The short version
For most UK homes built since 1990 with their original UPVC, respraying gives you a better finish at one tenth of the cost, with one tenth of the disruption, and a five-year written guarantee. Replacement makes sense only when the frames themselves have failed.
When respraying is the right call
- The frames open, close, and lock as they should
- The seals (the rubber gaskets) are intact and aren't perished
- There's no condensation or moisture between the panes of any sealed unit
- The locks and hinges work without forcing
- The colour is faded, chalky, yellowed, or you simply don't like it anymore
If you tick five of those, you're a respray candidate. If you tick four, probably still respray. If you tick three or fewer, replacement is worth a quote.
When replacement is the right call
- Sealed units have failed (condensation inside the glass that doesn't go away)
- The frames themselves have warped or cracked
- Hinges have failed and can't be re-set
- The seals have gone hard and aren't sealing weather out
- The energy rating of the windows is so poor that the heating cost outweighs the saving on respray
Cost: the honest comparison
A typical 3-bed semi has roughly 8 to 12 windows, plus a front door, back door, and often a porch or conservatory.
- Full replacement, mid-range UPVC with double glazing: £6,000 to £12,000 fitted, depending on count, glazing spec, and door choices.
- Full respray, hand-finished in your colour, all visible UPVC: typically a fifth to a tenth of the replacement cost.
The savings are real. The work we do isn't budget work, it's hand-applied factory-grade coatings with a five-year guarantee.
Lifespan after respraying
Properly resprayed UPVC outlasts the underlying frame. Modern UPVC frames are rated for 25 to 35 years. The Kolorbond coating system we use has a 15 to 20-year proven track record on commercial buildings. If your frames have 15 years of life left, the respray will outlast them.
Our written warranty is five years. In practice, jobs we've finished in 2024 still look identical today.
What replacement gives you that respraying doesn't
Honest list:
- Improved energy efficiency, if you go from single or basic double glazing to modern Argon-filled, low-E glass.
- Better noise insulation, with acoustic glass.
- New locking systems (the current standard is multi-point with anti-bump cylinders).
- Different window styles, e.g. swapping casement for sliding sash.
If any of those matter to you, replacement is worth costing. If they don't, respraying gets you almost everything else.
The disruption gap
- Replacement: typically 1 to 2 days per window, total 5 to 10 working days at the property. Plaster making good around new frames, paint touch-ups inside. Brick or render damage to repair where old frames are pulled out.
- Respray: 1 to 2 days on site for a whole house. No interior plastering. No re-glazing. No mess.
Environmental impact
One often-skipped argument. UPVC frames take significant energy and oil to manufacture. Replacing functional UPVC for cosmetic reasons sends usable plastic to landfill or downcycling.
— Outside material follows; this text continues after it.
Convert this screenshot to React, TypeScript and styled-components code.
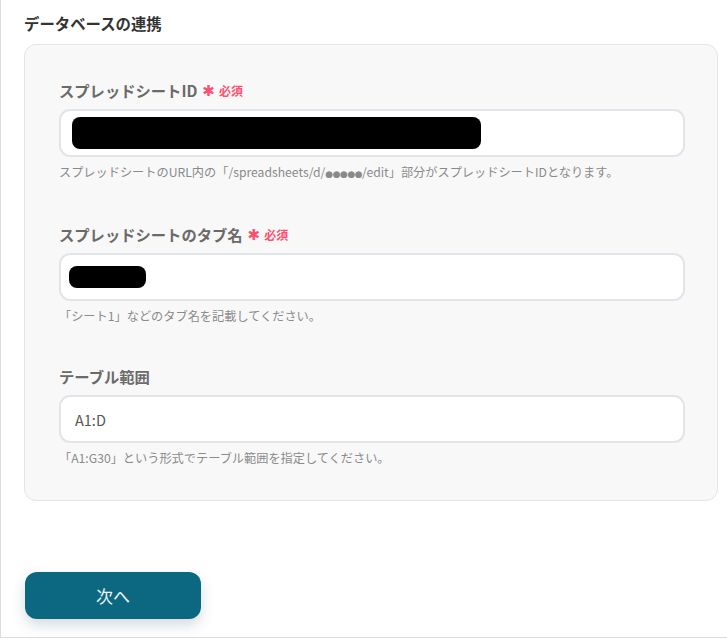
import styled, { createGlobalStyle } from "styled-components";

const GlobalStyle = createGlobalStyle`
  html, body {
    margin: 0;
    padding: 0;
    background: #ffffff;
  }
  body {
    font-family: "Noto Sans CJK JP", "Noto Sans", sans-serif;
  }
`;

const Page = styled.div`
  box-sizing: border-box;
  width: 727px;
  height: 638px;
  border-left: 1px solid #dcdcdc;
  border-bottom: 1px solid #dcdcdc;
  padding: 12px 10px 0 23px;
  display: flex;
  flex-direction: column;
`;

const SectionTitle = styled.h2`
  margin: 0 0 10px;
  font-size: 15.4px;
  line-height: 22px;
  font-weight: 700;
  color: #333333;
`;

const Panel = styled.div`
  box-sizing: border-box;
  width: 694px;
  background: #f8f8f9;
  border: 1px solid #e3e5e8;
  border-radius: 12px;
  padding: 33px 33px 33px 34px;
  display: flex;
  flex-direction: column;
  gap: 39px;
`;

const Field = styled.div`
  display: flex;
  flex-direction: column;
`;

const Label = styled.div`
  display: flex;
  align-items: center;
  height: 24px;
  margin-bottom: 7px;
  font-size: 15.3px;
  font-weight: 700;
  color: #6a6a6a;
`;

const Required = styled.span`
  margin-left: 5px;
  font-size: 12px;
  font-weight: 700;
  color: #ff4f6e;
  display: flex;
  align-items: center;
  gap: 4px;
`;

const Star = styled.span`
  font-family: "DejaVu Sans", sans-serif;
  font-size: 15px;
  font-weight: 700;
  line-height: 1;
  position: relative;
  top: 1px;
`;

const InputBox = styled.div`
  box-sizing: border-box;
  width: 626px;
  height: 48px;
  background: #ffffff;
  border: 2px solid #e1e4e8;
  border-radius: 11px;
  display: flex;
  align-items: center;
  padding: 0 14px;
  font-size: 14.5px;
  color: #555555;
`;

const Redacted = styled.div<{ w: number; h: number; offset: number }>`
  width: ${(p) => p.w}px;
  height: ${(p) => p.h}px;
  margin-left: ${(p) => p.offset}px;
  background: #000000;
  border-radius: 8px;
`;

const Help = styled.div`
  margin-top: 6px;
  font-size: 12.2px;
  line-height: 18px;
  color: #8a8a8a;
  white-space: nowrap;
`;

const Dots = styled.span`
  font-family: "DejaVu Sans", sans-serif;
  font-size: 9px;
  letter-spacing: -0.5px;
`;

const Footer = styled.div`
  margin-top: 71px;
  display: flex;
`;

const NextButton = styled.button`
  width: 176px;
  height: 47px;
  margin-left: 1px;
  border: none;
  border-radius: 12px;
  background: #0b6880;
  color: #eef4f6;
  font-family: "Noto Sans CJK JP", "Noto Sans", sans-serif;
  font-size: 17px;
  box-shadow: 0 6px 14px rgba(20, 50, 70, 0.18);
  cursor: pointer;
`;

export default function App() {
  return (
    <>
      <GlobalStyle />
      <Page>
        <SectionTitle>データベースの連携</SectionTitle>
        <Panel>
          <Field>
            <Label>
              スプレッドシートID
              <Required>
                <Star>✱</Star>必須
              </Required>
            </Label>
            <InputBox>
              <Redacted w={409} h={32} offset={-3} />
            </InputBox>
            <Help>
              スプレッドシートのURL内の「/spreadsheets/d/<Dots>●●●●●</Dots>/edit」部分がスプレッドシートIDとなります。
            </Help>
          </Field>
          <Field>
            <Label>
              スプレッドシートのタブ名
              <Required>
                <Star>✱</Star>必須
              </Required>
            </Label>
            <InputBox>
              <Redacted w={77} h={22} offset={-6} />
            </InputBox>
            <Help>「シート1」などのタブ名を記載してください。</Help>
          </Field>
          <Field>
            <Label>テーブル範囲</Label>
            <InputBox>
              <span>A1:D</span>
            </InputBox>
            <Help>「A1:G30」という形式でテーブル範囲を指定してください。</Help>
          </Field>
        </Panel>
        <Footer>
          <NextButton>次へ</NextButton>
        </Footer>
      </Page>
    </>
  );
}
Resprays reuse what's already there. Lower embodied carbon. No new plastic. The product systems we use are water-based and low-VOC.
The combined approach
Some homes get a respray on the windows, fascias, and conservatory, plus a replacement on just the front door (often the most worn part, often the most aesthetic). That's a common pattern in 2026. The respray refreshes the whole exterior for a fraction of the cost, and the new front door gives you the locking and security upgrade where it matters most.
How to decide in twenty minutes
Walk around the outside of your house. Try every window from inside, every door. If the frames work, the seals look intact, and the only complaint is the colour, get a respray quote. If you've got at least one frame that's struggling, get both a respray and a replacement quote so you can compare on like terms.